While much of the focus is on well-known service providers like Uber and Airbnb, Ritter says biotech companies account for a large fraction of IPOs, even though many of them might not have an actual product, like a new drug, for years.

“Most of them don’t even have any revenue and they don’t expect to be selling products for many years,” he says, “but the market fully understands that and realizes that it’s difficult to come up with a successful drug and that most of the companies are going to end in failure. But, at the right price it can be a good investment. Your most likely outcome is that you’re going to earn a low return, even a negative return, but there’s a lot of upside potential. Every once in a while somebody comes up with a blockbuster, and they’re counting on that possibility.”

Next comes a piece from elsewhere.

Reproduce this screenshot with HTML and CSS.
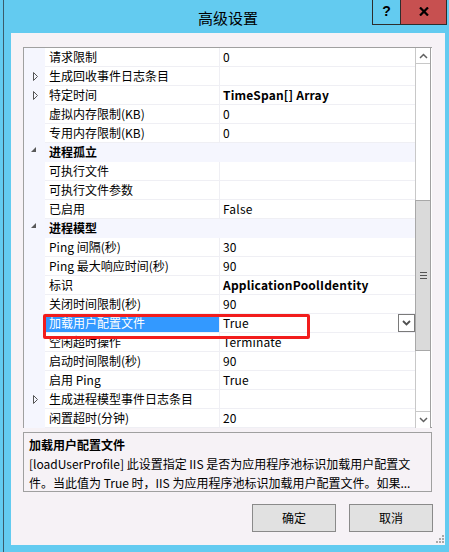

“One of the main things that I do for journalists is provide historical perspective and evidence. Responsible journalists like the kinds of facts I can provide.”

Jay Ritter

Ritter argues that sales are a much better predictor of IPO success than profitability. 

“Historically, companies that have gone public with less than $50 million in sales have been disappointments,” he says. “Companies that have demonstrated that they have a product or service that people are willing to buy, on average, have been decent investments, not necessarily beating the market, but not underperforming either.”

Much of the IPO attention in 2019 was focused on the two ride-sharing giants — Uber and Lyft — and most of the news was bad. Uber lost nearly 8 percent of its initial $45 per share price on its first day, which Ritter says was the worst opening-day performance in terms of money lost that he has ever tracked, costing investors $617 million. On Nov. 1, it was trading at $31. Lyft opened at $72 per share and immediately started going down, by Nov. 1 it was at $43.

But Ritter has been predicting for months that those losses won’t mean much if Uber and Lyft eventually merge, which he has called “inevitable.”

Speaking on Yahoo! Finance in April, Ritter noted that Uber has a history of “calling a truce and merging” with rivals in other parts of the world, so he predicts that eventually the two competitors will become one.

Ritter says IPOs have provided a rich research environment for him and his students and he looks forward to continuing his tracking of companies that could lead the economy well into the 21st century.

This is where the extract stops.